Prompt: Copy exactly the lines that run from the top of the listing to the line containing "string; sep?: boolean;", both ends included, and omit the pictures.
--- Data in this exercise ---
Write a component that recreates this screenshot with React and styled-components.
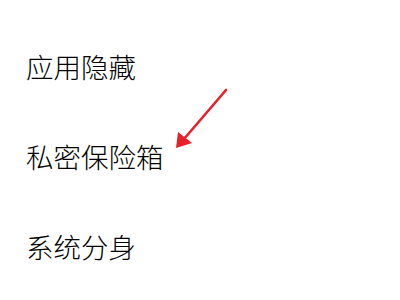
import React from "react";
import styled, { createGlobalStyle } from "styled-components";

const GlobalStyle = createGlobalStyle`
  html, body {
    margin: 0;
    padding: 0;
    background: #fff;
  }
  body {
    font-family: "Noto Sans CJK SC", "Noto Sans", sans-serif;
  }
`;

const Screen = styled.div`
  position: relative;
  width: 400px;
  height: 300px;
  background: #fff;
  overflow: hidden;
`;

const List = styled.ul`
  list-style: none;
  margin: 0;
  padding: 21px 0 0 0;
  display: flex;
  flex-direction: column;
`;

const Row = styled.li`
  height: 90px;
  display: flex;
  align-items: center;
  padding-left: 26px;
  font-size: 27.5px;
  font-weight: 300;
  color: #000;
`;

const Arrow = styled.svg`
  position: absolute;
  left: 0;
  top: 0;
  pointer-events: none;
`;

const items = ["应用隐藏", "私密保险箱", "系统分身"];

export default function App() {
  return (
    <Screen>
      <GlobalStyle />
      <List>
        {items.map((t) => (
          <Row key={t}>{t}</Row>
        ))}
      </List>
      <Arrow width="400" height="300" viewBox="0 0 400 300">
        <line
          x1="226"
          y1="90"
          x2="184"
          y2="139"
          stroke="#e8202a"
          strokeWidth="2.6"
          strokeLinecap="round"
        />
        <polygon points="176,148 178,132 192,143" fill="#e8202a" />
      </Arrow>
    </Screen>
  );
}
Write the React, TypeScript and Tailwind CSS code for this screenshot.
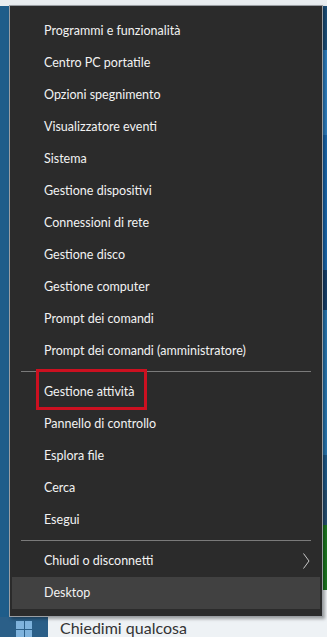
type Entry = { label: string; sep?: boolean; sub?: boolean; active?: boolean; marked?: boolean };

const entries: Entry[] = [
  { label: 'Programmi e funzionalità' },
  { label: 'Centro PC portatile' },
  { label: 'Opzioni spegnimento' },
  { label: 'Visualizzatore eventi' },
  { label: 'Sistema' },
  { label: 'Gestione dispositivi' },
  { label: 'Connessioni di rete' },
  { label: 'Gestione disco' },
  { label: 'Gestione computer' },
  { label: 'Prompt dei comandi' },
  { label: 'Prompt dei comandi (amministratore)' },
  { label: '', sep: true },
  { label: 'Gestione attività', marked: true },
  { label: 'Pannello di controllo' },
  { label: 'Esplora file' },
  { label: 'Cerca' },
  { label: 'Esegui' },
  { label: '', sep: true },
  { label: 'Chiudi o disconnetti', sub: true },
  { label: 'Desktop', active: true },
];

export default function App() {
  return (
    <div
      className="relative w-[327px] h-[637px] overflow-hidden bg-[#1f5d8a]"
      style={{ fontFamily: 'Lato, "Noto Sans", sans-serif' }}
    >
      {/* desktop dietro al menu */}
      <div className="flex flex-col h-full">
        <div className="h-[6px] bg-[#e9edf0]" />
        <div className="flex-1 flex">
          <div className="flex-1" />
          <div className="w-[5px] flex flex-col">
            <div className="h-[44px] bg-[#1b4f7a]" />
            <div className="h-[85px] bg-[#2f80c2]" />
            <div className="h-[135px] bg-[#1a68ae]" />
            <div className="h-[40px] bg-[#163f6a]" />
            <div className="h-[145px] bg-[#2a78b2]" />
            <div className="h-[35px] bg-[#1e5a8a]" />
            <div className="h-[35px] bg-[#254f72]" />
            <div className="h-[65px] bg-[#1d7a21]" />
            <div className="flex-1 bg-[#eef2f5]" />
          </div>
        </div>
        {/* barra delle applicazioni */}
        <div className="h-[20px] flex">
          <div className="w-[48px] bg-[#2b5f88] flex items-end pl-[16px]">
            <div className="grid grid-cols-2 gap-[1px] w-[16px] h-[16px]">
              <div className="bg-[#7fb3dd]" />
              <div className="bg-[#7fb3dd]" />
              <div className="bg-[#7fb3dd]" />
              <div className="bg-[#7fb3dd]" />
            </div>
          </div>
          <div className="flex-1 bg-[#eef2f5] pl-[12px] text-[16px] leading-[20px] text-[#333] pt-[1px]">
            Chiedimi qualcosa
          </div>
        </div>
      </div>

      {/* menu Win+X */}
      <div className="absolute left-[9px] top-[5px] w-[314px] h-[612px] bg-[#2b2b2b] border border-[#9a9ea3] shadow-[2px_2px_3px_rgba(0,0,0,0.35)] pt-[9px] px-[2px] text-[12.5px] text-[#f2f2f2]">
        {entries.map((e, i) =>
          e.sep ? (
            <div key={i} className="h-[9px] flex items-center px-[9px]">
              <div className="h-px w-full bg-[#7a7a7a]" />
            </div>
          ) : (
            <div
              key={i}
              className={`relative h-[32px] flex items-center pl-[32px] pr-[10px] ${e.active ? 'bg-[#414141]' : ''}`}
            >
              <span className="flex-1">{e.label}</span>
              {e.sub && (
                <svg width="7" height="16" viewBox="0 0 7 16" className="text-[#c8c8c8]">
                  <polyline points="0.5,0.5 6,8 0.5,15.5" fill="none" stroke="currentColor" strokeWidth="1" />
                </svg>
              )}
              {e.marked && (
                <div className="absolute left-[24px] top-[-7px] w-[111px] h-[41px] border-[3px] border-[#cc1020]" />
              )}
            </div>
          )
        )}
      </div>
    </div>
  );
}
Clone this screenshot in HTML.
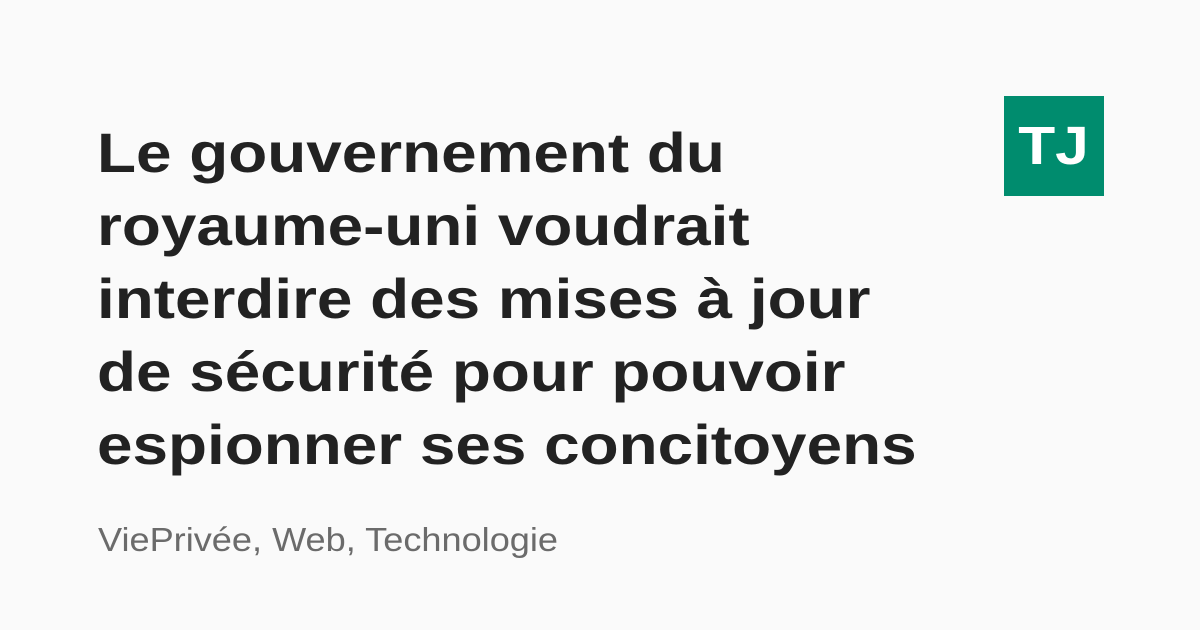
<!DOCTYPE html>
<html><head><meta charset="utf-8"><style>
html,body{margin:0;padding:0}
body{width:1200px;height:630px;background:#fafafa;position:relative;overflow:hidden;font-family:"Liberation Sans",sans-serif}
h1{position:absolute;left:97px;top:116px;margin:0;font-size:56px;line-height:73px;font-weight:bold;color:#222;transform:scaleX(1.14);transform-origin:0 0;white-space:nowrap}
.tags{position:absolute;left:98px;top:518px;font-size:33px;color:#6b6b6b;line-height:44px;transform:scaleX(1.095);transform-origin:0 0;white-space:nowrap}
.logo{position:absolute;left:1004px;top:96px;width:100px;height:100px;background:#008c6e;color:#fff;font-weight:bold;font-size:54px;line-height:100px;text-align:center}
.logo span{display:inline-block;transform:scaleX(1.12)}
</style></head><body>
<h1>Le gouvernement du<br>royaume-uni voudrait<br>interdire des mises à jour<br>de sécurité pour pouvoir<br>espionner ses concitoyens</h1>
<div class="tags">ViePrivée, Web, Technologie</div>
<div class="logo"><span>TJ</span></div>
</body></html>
---
Answer:
Write a component that recreates this screenshot with React and styled-components.
import React from "react";
import styled, { createGlobalStyle } from "styled-components";

const GlobalStyle = createGlobalStyle`
  html, body {
    margin: 0;
    padding: 0;
    background: #fff;
  }
  body {
    font-family: "Noto Sans CJK SC", "Noto Sans", sans-serif;
  }
`;

const Screen = styled.div`
  position: relative;
  width: 400px;
  height: 300px;
  background: #fff;
  overflow: hidden;
`;

const List = styled.ul`
  list-style: none;
  margin: 0;
  padding: 21px 0 0 0;
  display: flex;
  flex-direction: column;
`;

const Row = styled.li`
  height: 90px;
  display: flex;
  align-items: center;
  padding-left: 26px;
  font-size: 27.5px;
  font-weight: 300;
  color: #000;
`;

const Arrow = styled.svg`
  position: absolute;
  left: 0;
  top: 0;
  pointer-events: none;
`;

const items = ["应用隐藏", "私密保险箱", "系统分身"];

export default function App() {
  return (
    <Screen>
      <GlobalStyle />
      <List>
        {items.map((t) => (
          <Row key={t}>{t}</Row>
        ))}
      </List>
      <Arrow width="400" height="300" viewBox="0 0 400 300">
        <line
          x1="226"
          y1="90"
          x2="184"
          y2="139"
          stroke="#e8202a"
          strokeWidth="2.6"
          strokeLinecap="round"
        />
        <polygon points="176,148 178,132 192,143" fill="#e8202a" />
      </Arrow>
    </Screen>
  );
}
Write the React, TypeScript and Tailwind CSS code for this screenshot.
type Entry = { label: string; sep?: boolean; sub?: boolean; active?: boolean; marked?: boolean };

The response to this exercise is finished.